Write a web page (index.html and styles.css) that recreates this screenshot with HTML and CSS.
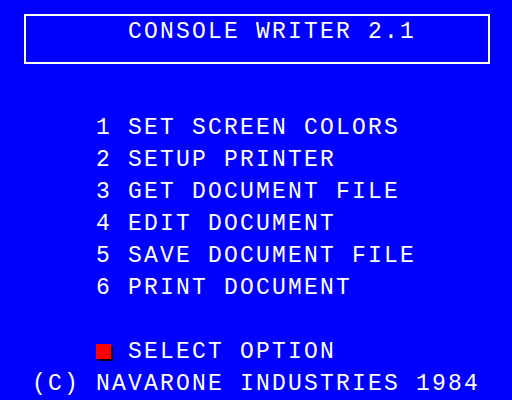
FILE: index.html
```html
<!DOCTYPE html>
<html lang="en">
<head>
    <meta charset="UTF-8">
    <meta name="viewport" content="width=device-width, initial-scale=1.0">
    <title>Console Writer 2.1</title>
    <link rel="stylesheet" href="styles.css">
</head>
<body>
    <div class="screen">
        <div class="title-box">
            <div class="line">CONSOLE WRITER 2.1</div>
        </div>

        <div class="menu">
            <div class="line">1 SET SCREEN COLORS</div>
            <div class="line">2 SETUP PRINTER</div>
            <div class="line">3 GET DOCUMENT FILE</div>
            <div class="line">4 EDIT DOCUMENT</div>
            <div class="line">5 SAVE DOCUMENT FILE</div>
            <div class="line">6 PRINT DOCUMENT</div>
        </div>

        <div class="prompt line"><span class="cursor"></span> SELECT OPTION</div>
        <div class="copyright line">(C) NAVARONE INDUSTRIES 1984</div>
    </div>
</body>
</html>
```

FILE: styles.css
```css
html, body {
    margin: 0;
    padding: 0;
    background-color: #0000ff;
}
.screen {
    width: 512px;
    height: 400px;
    padding-top: 14px;
    box-sizing: border-box;
    color: #fff;
    font-family: "Liberation Mono", "DejaVu Sans Mono", monospace;
    font-size: 23px;
}
/* every character sits in a 16px cell, like the old 8x8 font doubled */
.line {
    height: 16px;
    line-height: 16px;
    letter-spacing: 2.2px;
    white-space: pre;
}
.title-box {
    margin-left: 24px;
    width: 466px;
    height: 50px;
    box-sizing: border-box;
    border: 2px solid #fff;
    padding: 8px 0 0 102px;
}
.menu {
    margin-top: 56px;
    padding-left: 96px;
    display: flex;
    flex-direction: column;
    gap: 16px;
}
.prompt {
    margin-top: 48px;
    padding-left: 96px;
}
.cursor {
    display: inline-block;
    width: 15px;
    height: 15px;
    margin-right: 1px;
    vertical-align: top;
    background-color: #ff0000;
    box-shadow: 2px 2px 0 #1a0010;
    letter-spacing: 0;
}
.copyright {
    margin-top: 16px;
    padding-left: 32px;
}
```
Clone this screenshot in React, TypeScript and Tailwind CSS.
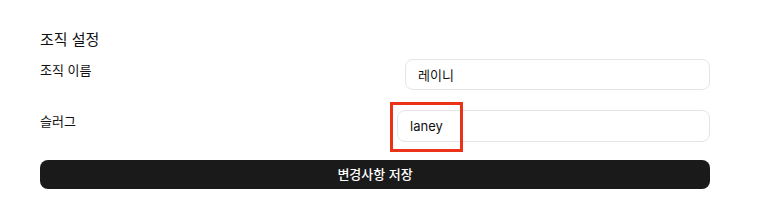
import React from 'react';

const font = { fontFamily: 'Inter, "Noto Sans CJK KR", sans-serif' };

export default function App() {
  return (
    <div className="w-[757px] h-[215px] bg-white pl-10 pr-[47px] pt-[30px]" style={font}>
      <h2 className="text-[15px] leading-[20px] font-normal text-[#111]">조직 설정</h2>

      <div className="mt-[9px] flex justify-between">
        <label className="text-[13px] leading-[20px] text-[#111] pt-[1px]">조직 이름</label>
        <input
          defaultValue="레이니"
          className="w-[305px] h-[31px] rounded-lg border border-[#e5e5e5] px-3 text-[13px] text-[#111] outline-none"
        />
      </div>

      <div className="mt-[20px] flex justify-between">
        <label className="text-[13px] leading-[20px] text-[#111] pt-[1px]">슬러그</label>
        <div className="relative">
          <input
            defaultValue="laney"
            className="w-[313px] h-[32px] rounded-lg border border-[#e5e5e5] px-3 text-[13px] text-[#111] outline-none"
          />
          {/* highlight box */}
          <div className="absolute -left-[7px] -top-[8px] w-[73px] h-[50px] border-[3.5px] border-[#ec3119] pointer-events-none" />
        </div>
      </div>

      <button className="mt-[18px] w-full h-[29px] rounded-lg bg-[#1a1a1a] text-white text-[13px] font-medium">
        변경사항 저장
      </button>
    </div>
  );
}
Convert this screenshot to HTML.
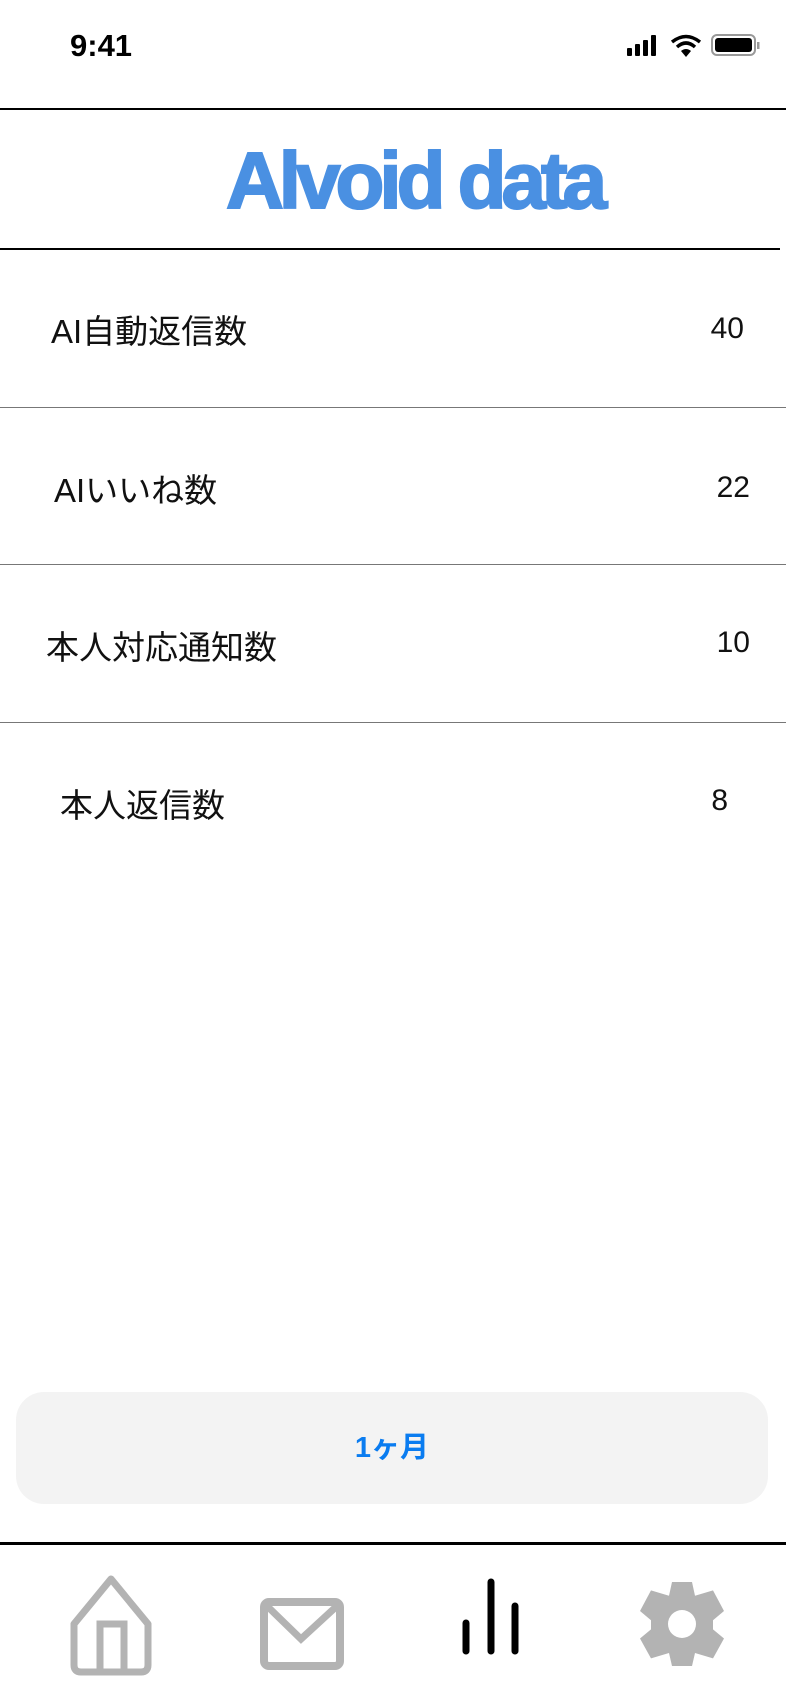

==*==

**GIVEN INSTRUCTION:** In your copy of the listing above, reproduce each line exactly and omit all pictures.

**ANSWER TO THIS TASK:**
Write a web page (index.html and styles.css) that recreates this screenshot with HTML and CSS.
FILE: index.html
```html
<!DOCTYPE html>
<html lang="en">
<head>
    <meta charset="UTF-8">
    <meta name="viewport" content="width=device-width, initial-scale=1.0">
    <title>Console Writer 2.1</title>
    <link rel="stylesheet" href="styles.css">
</head>
<body>
    <div class="screen">
        <div class="title-box">
            <div class="line">CONSOLE WRITER 2.1</div>
        </div>

        <div class="menu">
            <div class="line">1 SET SCREEN COLORS</div>
            <div class="line">2 SETUP PRINTER</div>
            <div class="line">3 GET DOCUMENT FILE</div>
            <div class="line">4 EDIT DOCUMENT</div>
            <div class="line">5 SAVE DOCUMENT FILE</div>
            <div class="line">6 PRINT DOCUMENT</div>
        </div>

        <div class="prompt line"><span class="cursor"></span> SELECT OPTION</div>
        <div class="copyright line">(C) NAVARONE INDUSTRIES 1984</div>
    </div>
</body>
</html>
```

FILE: styles.css
```css
html, body {
    margin: 0;
    padding: 0;
    background-color: #0000ff;
}
.screen {
    width: 512px;
    height: 400px;
    padding-top: 14px;
    box-sizing: border-box;
    color: #fff;
    font-family: "Liberation Mono", "DejaVu Sans Mono", monospace;
    font-size: 23px;
}
/* every character sits in a 16px cell, like the old 8x8 font doubled */
.line {
    height: 16px;
    line-height: 16px;
    letter-spacing: 2.2px;
    white-space: pre;
}
.title-box {
    margin-left: 24px;
    width: 466px;
    height: 50px;
    box-sizing: border-box;
    border: 2px solid #fff;
    padding: 8px 0 0 102px;
}
.menu {
    margin-top: 56px;
    padding-left: 96px;
    display: flex;
    flex-direction: column;
    gap: 16px;
}
.prompt {
    margin-top: 48px;
    padding-left: 96px;
}
.cursor {
    display: inline-block;
    width: 15px;
    height: 15px;
    margin-right: 1px;
    vertical-align: top;
    background-color: #ff0000;
    box-shadow: 2px 2px 0 #1a0010;
    letter-spacing: 0;
}
.copyright {
    margin-top: 16px;
    padding-left: 32px;
}
```
Clone this screenshot in React, TypeScript and Tailwind CSS.
import React from 'react';

const font = { fontFamily: 'Inter, "Noto Sans CJK KR", sans-serif' };

export default function App() {
  return (
    <div className="w-[757px] h-[215px] bg-white pl-10 pr-[47px] pt-[30px]" style={font}>
      <h2 className="text-[15px] leading-[20px] font-normal text-[#111]">조직 설정</h2>

      <div className="mt-[9px] flex justify-between">
        <label className="text-[13px] leading-[20px] text-[#111] pt-[1px]">조직 이름</label>
        <input
          defaultValue="레이니"
          className="w-[305px] h-[31px] rounded-lg border border-[#e5e5e5] px-3 text-[13px] text-[#111] outline-none"
        />
      </div>

      <div className="mt-[20px] flex justify-between">
        <label className="text-[13px] leading-[20px] text-[#111] pt-[1px]">슬러그</label>
        <div className="relative">
          <input
            defaultValue="laney"
            className="w-[313px] h-[32px] rounded-lg border border-[#e5e5e5] px-3 text-[13px] text-[#111] outline-none"
          />
          {/* highlight box */}
          <div className="absolute -left-[7px] -top-[8px] w-[73px] h-[50px] border-[3.5px] border-[#ec3119] pointer-events-none" />
        </div>
      </div>

      <button className="mt-[18px] w-full h-[29px] rounded-lg bg-[#1a1a1a] text-white text-[13px] font-medium">
        변경사항 저장
      </button>
    </div>
  );
}
Convert this screenshot to HTML.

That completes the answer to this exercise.